Even without using inline classes, I think it might be worth experimenting, at least for Clojure vectors, with trees that have no PersistentVector$Node objects, only Object arrays. It seems there are twice as many levels of indirection as there need to be.

gfredericks21:08:59

would that make transients harder?

andy.fingerhut21:08:56

I do not believe so. You would still need the 'edit' fields, but they could be tucked away in an extra array element of the Object arrays, at a fixed index, e.g. index 32.

gfredericks21:08:49

isn't the length-32 thing special for cache compatibility?

andy.fingerhut21:08:56

I may do an experiment with this starting from core.rrb-vector's implementation, to see whether it gains any performance.

andy.fingerhut21:08:07

12 to 16 bytes of Object header at the beginning, plus 32*4 bytes for the 32-element Object array elements themselves, doesn't fit into any cache line sizes I have seen (32 or 64 bytes are common?)

andy.fingerhut21:08:04

It's an experiment thing, just based on a hunch that following 2 arbitrary pointers per tree level is likely more expensive in the common case, vs. 1 with the changes I have in mind. It probably will not actually improve things by a 2-to-1 factor in the common case, e.g. small arrays.

gfredericks21:08:22

The Fingerhut Conjecture

andy.fingerhut21:08:32

Exactly!
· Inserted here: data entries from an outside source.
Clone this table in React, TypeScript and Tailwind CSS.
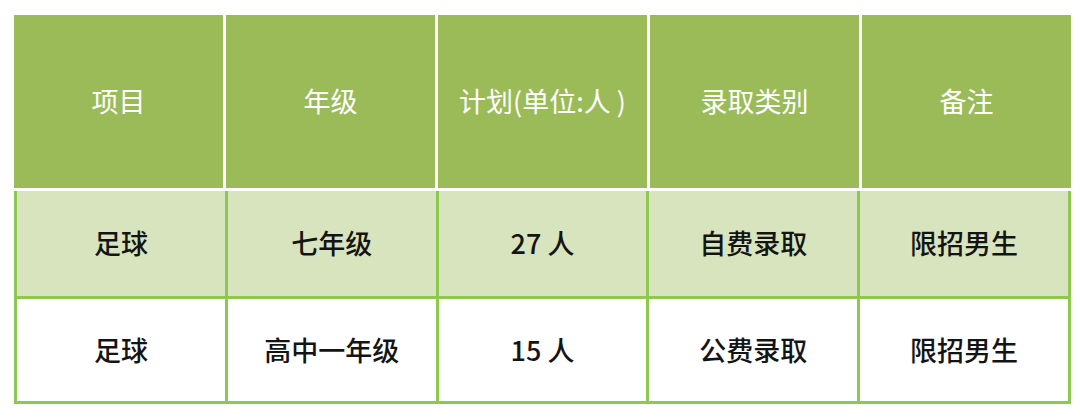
const HEAD = ["项目", "年级", "计划(单位:人 )", "录取类别", "备注"];

const ROWS = [
  { bg: "bg-[#d7e4bd]", h: "h-[105px]", cells: ["足球", "七年级", "27 人", "自费录取", "限招男生"] },
  { bg: "bg-white", h: "h-[102px]", cells: ["足球", "高中一年级", "15 人", "公费录取", "限招男生"] },
];

export default function App() {
  return (
    <div
      className="w-[1080px] h-[418px] bg-white pl-[14px] pt-[15px]"
      style={{ fontFamily: '"Noto Sans CJK SC", "Noto Sans", sans-serif' }}
    >
      <div className="w-[1057px]">
        {/* header */}
        <div className="grid grid-cols-5 gap-x-[3px] bg-white">
          {HEAD.map((h) => (
            <div
              key={h}
              className="h-[173px] bg-[#9bbb59] flex items-center justify-center text-white text-[27px]"
            >
              {h}
            </div>
          ))}
        </div>

        {/* body */}
        <div className="mt-[3px] bg-[#8dc852] px-[3px] pb-[3px] flex flex-col gap-[3px]">
          {ROWS.map((row, i) => (
            <div key={i} className="grid grid-cols-5 gap-x-[3px]">
              {row.cells.map((c, j) => (
                <div
                  key={j}
                  className={`${row.bg} ${row.h} flex items-center justify-center text-[27px] font-medium text-[#141414]`}
                >
                  {c}
                </div>
              ))}
            </div>
          ))}
        </div>
      </div>
    </div>
  );
}
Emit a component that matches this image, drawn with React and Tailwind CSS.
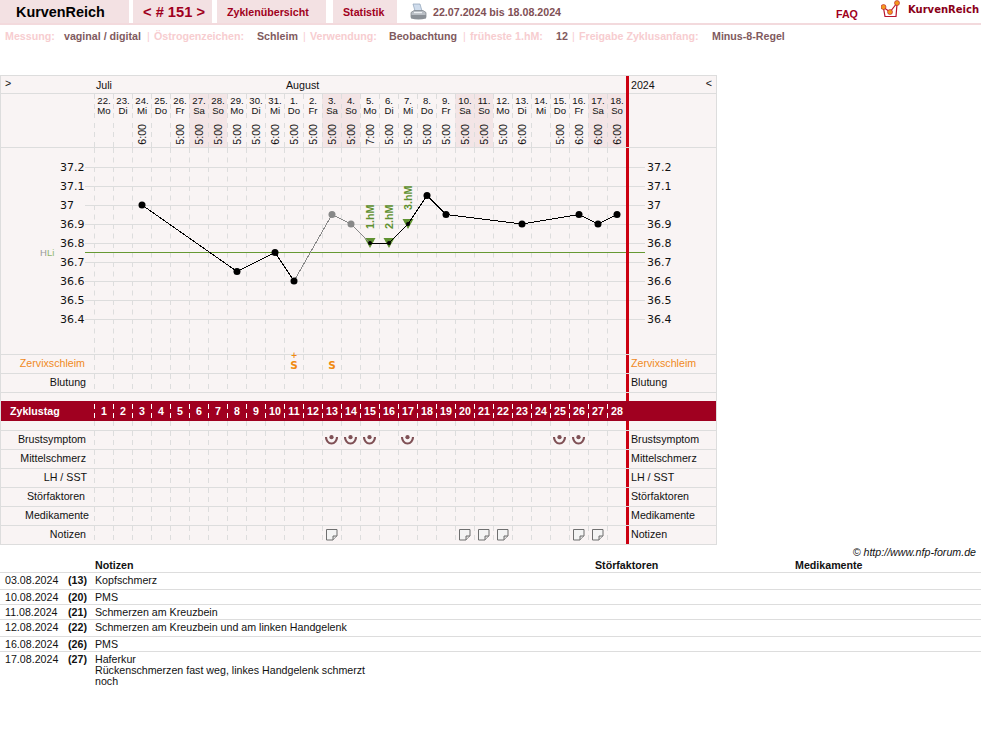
import React from 'react';

const dayInfo = [
  ['22.', 'Mo', ''], ['23.', 'Di', ''], ['24.', 'Mi', '6:00'], ['25.', 'Do', ''], ['26.', 'Fr', '5:00'],
  ['27.', 'Sa', '5:00'], ['28.', 'So', '5:00'], ['29.', 'Mo', '5:00'], ['30.', 'Di', '5:00'], ['31.', 'Mi', '6:00'],
  ['1.', 'Do', '5:00'], ['2.', 'Fr', '5:00'], ['3.', 'Sa', '5:00'], ['4.', 'So', '5:00'], ['5.', 'Mo', '7:00'],
  ['6.', 'Di', '5:00'], ['7.', 'Mi', '5:00'], ['8.', 'Do', '5:00'], ['9.', 'Fr', '5:00'], ['10.', 'Sa', '5:00'],
  ['11.', 'So', '5:00'], ['12.', 'Mo', '5:00'], ['13.', 'Di', '6:00'], ['14.', 'Mi', ''], ['15.', 'Do', '5:00'],
  ['16.', 'Fr', '6:00'], ['17.', 'Sa', '6:00'], ['18.', 'So', '6:00'],
];

const days = Array.from({ length: 28 }, (_, i) => i + 1);
const dashed = 'bg-[repeating-linear-gradient(to_bottom,#dddddd_0,#dddddd_5px,transparent_5px,transparent_9.5px)] bg-[length:1px_100%] bg-no-repeat';
const rowGrid = 'grid grid-cols-[93px_repeat(28,19px)_3px_87px]';

const scale = [
  ['37.2', 167], ['37.1', 186], ['37', 205], ['36.9', 224], ['36.8', 243],
  ['36.7', 262], ['36.6', 281], ['36.5', 300], ['36.4', 319],
];

// temperature points, day -> y
const blackPts = [[142, 205], [237, 271.5], [275, 252.5], [294, 281]];
const grayPts = [[294, 281], [332, 214.5], [351, 224], [370, 243]];
const lastPts = [[370, 243], [389, 243], [408, 224], [427, 195.5], [446, 214.5], [522, 224], [579, 214.5], [598, 224], [617, 214.5]];

const toLine = (pts) => pts.map((p) => p.join(',')).join(' ');

const Chart = () => (
  <svg width="715" height="206" viewBox="1 148 715 206" className="block">
    {scale.map(([label, y]) => (
      <line key={label} x1="85" x2="645" y1={y + 0.5} y2={y + 0.5} stroke="#dddddd" />
    ))}
    {days.map((d) => (
      <line key={d} x1={94.5 + 19 * (d - 1)} x2={94.5 + 19 * (d - 1)} y1="148" y2="354" stroke="#dddddd" strokeDasharray="5 4.5" />
    ))}
    <line x1="85" x2="645" y1="252.5" y2="252.5" stroke="#669933" />
    {scale.map(([label, y]) => (
      <g key={label} fontFamily="DejaVu Sans" fontSize="11" fill="#111111">
        <text x="60" y={y + 4}>{label}</text>
        <text x="647" y={y + 4}>{label}</text>
      </g>
    ))}
    <text x="40" y="256" fontFamily="Liberation Sans" fontSize="9.5" fill="#9a9a9a">H<tspan fill="#8fb56a">Li</tspan></text>

    {[370, 389, 408].map((x, i) => (
      <polygon key={x} points={`${x - 5.5},${i === 2 ? 219 : 238} ${x + 5.5},${i === 2 ? 219 : 238} ${x},${i === 2 ? 229 : 248}`} fill="#5f9130" />
    ))}
    <polyline points={toLine(blackPts)} fill="none" stroke="#000000" shapeRendering="crispEdges" />
    <polyline points={toLine(grayPts)} fill="none" stroke="#888888" shapeRendering="crispEdges" />
    <polyline points={toLine(lastPts)} fill="none" stroke="#000000" shapeRendering="crispEdges" />
    {blackPts.map(([x, y]) => <circle key={x} cx={x} cy={y} r="3.5" fill="#000000" />)}
    {grayPts.slice(1, 3).map(([x, y]) => <circle key={x} cx={x} cy={y} r="3.5" fill="#888888" />)}
    {lastPts.map(([x, y], i) => <circle key={x} cx={x} cy={y} r={i < 3 ? 2 : 3.5} fill="#000000" />)}

    {[['1.hM', 374, 229], ['2.hM', 393, 229], ['3.hM', 412, 210]].map(([t, x, y]) => (
      <text key={t} transform={`translate(${x},${y}) rotate(-90)`} fontFamily="Liberation Sans" fontWeight="bold" fontSize="10.67" fill="#5f9130">{t}</text>
    ))}
    <rect x="626" y="148" width="3" height="206" fill="#cc0011" />
  </svg>
);

const BreastIcon = () => (
  <svg width="13" height="10" viewBox="0 0 13 10" className="block -ml-[1px]">
    <circle cx="6.5" cy="2.2" r="2.1" fill="#7f5055" />
    <path d="M1 2 A5.5 6.5 0 0 0 12 2" fill="none" stroke="#7f5055" strokeWidth="2.1" />
  </svg>
);

const NoteIcon = () => (
  <svg width="12" height="12" viewBox="0 0 12 12" className="block">
    <path d="M.5.5H11V7L7 11H.5Z" fill="#f4f4f4" stroke="#6f6f6f" />
    <path d="M7 11V7H11" fill="#dddddd" stroke="#6f6f6f" />
  </svg>
);

const Row = ({ label, labelClass = 'text-[#111111]', pad = 'pr-[8px]', cells = {} }) => (
  <div className={`${rowGrid} h-[19px] border-b border-[#dddddd]`}>
    <div className={`text-right leading-[16px] ${pad} ${labelClass}`}>{label}</div>
    {days.map((d) => (
      <div key={d} className={`${dashed} flex items-center justify-center pl-[1px]`}>{cells[d]}</div>
    ))}
    <div className="bg-[#cc0011]" />
    <div className={`pl-[2px] leading-[16px] ${labelClass}`}>{label}</div>
  </div>
);

const SignS = ({ plus }) => (
  <div className="relative font-['DejaVu_Sans'] font-bold text-[10.5px] leading-none text-[#f08a10] mt-[3px]">
    S
    {plus && <span className="absolute left-0 right-0 -top-[8px] text-center text-[8px] leading-none">+</span>}
  </div>
);

const metaItems = [
  ['Messung:', 'w-[59px] text-[#f7cdd0]'],
  ['vaginal / digital', 'w-[83px] text-[#7f5a5e]'],
  ['|', 'w-[7px] text-[#f7cdd0] font-normal'],
  ['Östrogenzeichen:', 'w-[103px] text-[#f7cdd0]'],
  ['Schleim', 'w-[46px] text-[#7f5a5e]'],
  ['|', 'w-[7px] text-[#f7cdd0] font-normal'],
  ['Verwendung:', 'w-[79px] text-[#f7cdd0]'],
  ['Beobachtung', 'w-[74px] text-[#7f5a5e]'],
  ['|', 'w-[7px] text-[#f7cdd0] font-normal'],
  ['früheste 1.hM:', 'w-[86px] text-[#f7cdd0]'],
  ['12', 'w-[16px] text-[#7f5a5e]'],
  ['|', 'w-[7px] text-[#f7cdd0] font-normal'],
  ['Freigabe Zyklusanfang:', 'w-[133px] text-[#f7cdd0]'],
  ['Minus-8-Regel', 'text-[#7f5a5e]'],
];

const notes = [
  ['03.08.2024', '(13)', 'Kopfschmerz', 'h-[17px]'],
  ['10.08.2024', '(20)', 'PMS', 'h-[15px]'],
  ['11.08.2024', '(21)', 'Schmerzen am Kreuzbein', 'h-[15px]'],
  ['12.08.2024', '(22)', 'Schmerzen am Kreuzbein und am linken Handgelenk', 'h-[17px]'],
  ['16.08.2024', '(26)', 'PMS', 'h-[15px]'],
];

const noteGrid = 'grid grid-cols-[63px_27px_500px_200px_1fr] pl-[5px]';

export default function App() {
  return (
    <div className="w-[981px] h-[732px] bg-white font-['Liberation_Sans',sans-serif] text-[10.67px] text-[#111111] overflow-hidden">
      {/* top nav */}
      <div className="flex h-[25px] border-b-2 border-[#f3dadd]">
        <div className="w-[129px] bg-[#f3e1e3] pl-[16px] font-bold text-[14.4px] leading-[25px] text-black">KurvenReich</div>
        <div className="w-[79px] ml-[4px] bg-[#f3e1e3] pl-[10px] font-bold text-[14.67px] leading-[25px] text-[#a00020]">&lt; # 151 &gt;</div>
        <div className="w-[109px] ml-[5px] bg-[#f3e1e3] pl-[10px] font-bold leading-[24px] text-[#a00020]">Zyklenübersicht</div>
        <div className="w-[64px] ml-[7px] bg-[#f3e1e3] pl-[10px] font-bold leading-[24px] text-[#a00020]">Statistik</div>
        <svg width="17" height="18" viewBox="0 0 17 18" className="ml-[13px] mt-[3px]">
          <path d="M3 1H10L12 8H5Z" fill="#cfdcec" stroke="#8ea2b8" strokeWidth=".7" />
          <path d="M1 9.5L4 7.5H13L16 9.5V14.5H1Z" fill="#b9bec4" stroke="#7d8288" strokeWidth=".7" />
          <path d="M1 12H16V15.5Q8.5 17.5 1 15.5Z" fill="#8b9096" />
          <rect x="4" y="9" width="8" height="1.2" fill="#eef1f4" />
        </svg>
        <div className="ml-[6px] font-bold leading-[24px] text-[#7f5055]">22.07.2024 bis 18.08.2024</div>
        <div className="ml-auto flex">
          <div className="w-[45px] pt-[9px] font-bold leading-[11px] text-[#a00020]">FAQ</div>
          <svg width="20" height="20" viewBox="0 0 20 20" className="mr-[7px]">
            <path d="M2.5 8L4 16.5H15L16 4" fill="none" stroke="#b8122e" strokeWidth="1.2" />
            <path d="M2 7L9 12L16 3" fill="none" stroke="#b8122e" strokeWidth="1.2" />
            <circle cx="2.5" cy="7" r="2.5" fill="#f29a1f" stroke="#b8122e" strokeWidth=".6" />
            <circle cx="9" cy="12" r="2.5" fill="#f29a1f" stroke="#b8122e" strokeWidth=".6" />
            <circle cx="16" cy="3" r="2.5" fill="#f29a1f" stroke="#b8122e" strokeWidth=".6" />
          </svg>
          <div className="w-[73px] pt-[4px] font-['DejaVu_Sans'] font-bold text-[10px] leading-[12px] whitespace-nowrap text-[#8a0018]">KurvenReich</div>
        </div>
      </div>

      {/* settings line */}
      <div className="flex h-[22px] mb-[28px] pl-[5px] font-bold leading-[22px]">
        {metaItems.map(([text, cls], i) => (
          <div key={i} className={`${cls} whitespace-nowrap`}>{text}</div>
        ))}
      </div>

      {/* chart table */}
      <div className="w-[717px] border-l border-r border-t border-[#dddddd] bg-[#f9f4f4]">
        <div className={`${rowGrid} h-[18px] border-b border-[#dddddd] leading-[18px]`}>
          <div className="pl-[4px] leading-[15px]">&gt;</div>
          <div className="col-span-10 pl-[2px]">Juli</div>
          <div className="col-span-18 pl-[2px]">August</div>
          <div className="bg-[#cc0011]" />
          <div className="flex justify-between pl-[2px] pr-[4px]">
            <span>2024</span>
            <span className="leading-[15px]">&lt;</span>
          </div>
        </div>

        <div className={`${rowGrid} h-[54px] border-b border-[#dddddd]`}>
          <div />
          {dayInfo.map(([date, wd, time]) => (
            <div key={date + wd} className={`${dashed} ${wd === 'Sa' || wd === 'So' ? 'bg-[#f3e5e6]' : ''} flex flex-col items-center pt-[2px] pl-[1px] text-[9.6px] leading-[10px]`}>
              <span>{date}</span>
              <span>{wd}</span>
              {time && <span className="mt-auto mb-[2px] [writing-mode:vertical-rl] rotate-180 text-[10.67px] leading-[11px]">{time}</span>}
            </div>
          ))}
          <div className="bg-[#cc0011]" />
          <div />
        </div>

        <div className="h-[207px] border-b border-[#dddddd]">
          <Chart />
        </div>

        <Row label="Zervixschleim" labelClass="text-[#f08a1d]" pad="pr-[9px]" cells={{ 11: <SignS plus />, 13: <SignS /> }} />
        <Row label="Blutung" />
        <div className={`${rowGrid} h-[8px]`}>
          <div className="col-span-29" />
          <div className="bg-[#cc0011]" />
        </div>

        <div className={`${rowGrid} h-[20px] bg-[#a00020] text-white font-bold leading-[20px]`}>
          <div className="pl-[9px]">Zyklustag</div>
          {days.map((d) => (
            <div key={d} className="relative text-center pl-[1px]">
              <span className="absolute left-0 top-[3px] bottom-[2px] w-px bg-[repeating-linear-gradient(to_bottom,#ffffff_0,#ffffff_5px,transparent_5px,transparent_9.5px)]" />
              {d}
            </div>
          ))}
          <div />
          <div />
        </div>

        <div className={`${rowGrid} h-[10px] border-b border-[#dddddd]`}>
          <div />
          {days.map((d) => <div key={d} className={dashed} />)}
          <div className="bg-[#cc0011]" />
          <div />
        </div>

        <Row label="Brustsymptom" cells={{ 13: <BreastIcon />, 14: <BreastIcon />, 15: <BreastIcon />, 17: <BreastIcon />, 25: <BreastIcon />, 26: <BreastIcon /> }} />
        <Row label="Mittelschmerz" />
        <Row label="LH / SST" pad="pr-[7px]" />
        <Row label="Störfaktoren" pad="pr-[9px]" />
        <Row label="Medikamente" pad="pr-[5px]" />
        <Row label="Notizen" cells={{ 13: <NoteIcon />, 20: <NoteIcon />, 21: <NoteIcon />, 22: <NoteIcon />, 26: <NoteIcon />, 27: <NoteIcon /> }} />
      </div>

      <div className="h-[13px] pr-[5px] text-right italic leading-[15px]">© http://www.nfp-forum.de</div>

      {/* notes list */}
      <div className={`${noteGrid} h-[15px] border-b border-[#dddddd] font-bold leading-[15px]`}>
        <div />
        <div />
        <div>Notizen</div>
        <div>Störfaktoren</div>
        <div>Medikamente</div>
      </div>
      {notes.map(([date, cd, text, h]) => (
        <div key={date} className={`${noteGrid} ${h} border-b border-[#dddddd] leading-[15px]`}>
          <div>{date}</div>
          <div className="font-bold">{cd}</div>
          <div>{text}</div>
        </div>
      ))}
      <div className={`${noteGrid} pt-[2px] leading-[11px]`}>
        <div>17.08.2024</div>
        <div className="font-bold">(27)</div>
        <div className="max-w-[285px]">Haferkur<br />Rückenschmerzen fast weg, linkes Handgelenk schmerzt noch</div>
      </div>
    </div>
  );
}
I will resist the urge to store data in NaN's 🙂

andy.fingerhut21:08:31

Which I can't resist playing with words to suggest the name: stenanography

😄 4
gfredericks21:08:06

that's terrible

andy.fingerhut21:08:33

I almost wish to apologize for infecting your brain with that word.

schmee21:08:14

get out! 😂

andy.fingerhut22:08:42

From the Greek 'stenanos' meaning 'covered in IEEE 754 not a numbers'

👍 8
gfredericks22:08:19

I don't endorse any of this

andy.fingerhut22:08:38

I am pretty sure 32 was a good tradeoff choice - larger would reduce lookup times, but at the cost of increasing assoc/add times.